What could make property prices slow down?

March 19, 2021
Surging prices seem here to stay, but there are some factors that could restrain astronomical growth. Photo: Greg Briggs

Booming prices have caught many home buyers off guard, with first-timers and upsizers struggling with a rising market fuelled by government stimulus and rock-bottom interest rates.

The surge comes when countless Australians are reassessing housing needs and seeking more space or a better lifestyle, yet having few properties for sale, which increases competition and makes upgrading difficult.

“As prices have risen substantially in the past four months, vendors haven’t really responded to those price increases,” says CoreLogic head of research Eliza Owen. “That means supply levels have been very tight and the growth rates have been accelerating further.

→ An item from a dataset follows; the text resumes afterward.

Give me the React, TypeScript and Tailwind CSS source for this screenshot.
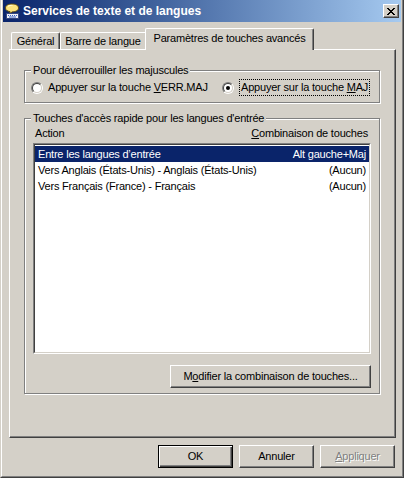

“However, what we’re starting to see in recent weeks, particularly across Sydney, Melbourne and Perth, is an increase in the level of new listings coming to market. That’s going to give buyers more choice and it could lead to a bit of a slowdown in the growth rate in the coming months.”

What could slow price growth?

It’s unlikely the upward trajectory will reverse in the short term, but a few factors could restrain astronomical growth.

“It does seem like low rates are going to be here for a while yet,” says AMP Capital chief economist Shane Oliver. “The RBA is supporting the three-year [cash rate] target of 0.1 per cent, but longer dated bond yields could go higher. That could result in a pick up in four-year-plus fixed mortgage rates, which may be a bit of a dampener.”

reduction in immigration amid an exodus to regional areas could further limit demand, particularly in high-density areas, Oliver says.

“We’re seeing a pick up in supply but we’re seeing a halving in immigration. It’s more of an impact at the lower end of the market that’s more sensitive to immigration.”

Incentive-fuelled first-home buyer activity, which Oliver says has driven the surge in prices to a large degree, could decrease as first-home loan deposit scheme places are exhausted.

“The ones who might have bought in 2022 are getting in now with a 5 per cent deposit instead of a 10 per cent deposit,” he says.

“It could have an impact where first-home buyer demand has been brought forward, various home buyer incentives come to an end and we find at the same time underlying demand is weak and suddenly the property market weakens again.”

Could regulators step in?

The RBA has consistently indicated that the official interest rate won’t increase until wage growth and employment rises and inflation is sustainably within the 2 to 3 per cent target range, conditions not expected until 2024 at earliest. 

That doesn’t rule out the possibility of regulators stepping in should runaway prices fuel risky credit growth.

“So far we haven’t seen a deterioration in lending standards,” Owen says. “If lending standards become a bit risky in the face of rapidly rising house prices, financial regulators can intervene to dampen lending and that will obviously dampen growth in the housing market.”

Should conditions deteriorate, regulators could limit debt-to-income ratios, Owen says.

“You’re only able to borrow a certain multiple of your income, and given the high levels of debt that owner occupiers might be getting into, this debt-to-income ratio may have some kind of cap applied to it.”

What not to do

Buyers waiting for a dip in prices may end up disappointed, says buyer’s agent and Good Deeds Property Buyers principal Veronica Morgan.

“In other periods of time where it’s just gone gangbusters it took a while for APRA’s restrictions to start biting,” she says.  

“For the people in 2013, 2014 and 2015 who were sitting on their hands waiting until prices came off the boil, prices didn’t come back to the levels they were at that point in time.”

First-home buyers holding back could face even tougher competition for affordable homes in the future. 

“Investors haven’t really re-entered the market in substantial numbers,” Morgan says. “They typically come in precisely as prices start to rise. This could be very bad news for first-home buyers.”

Desperate buyers keen to make a move should avoid hasty decisions that could cost them in the long run, Morgan says. Quality assets are worth competing for, but stigmatised properties that seem like a bargain might be difficult to sell once the heat comes out of the market.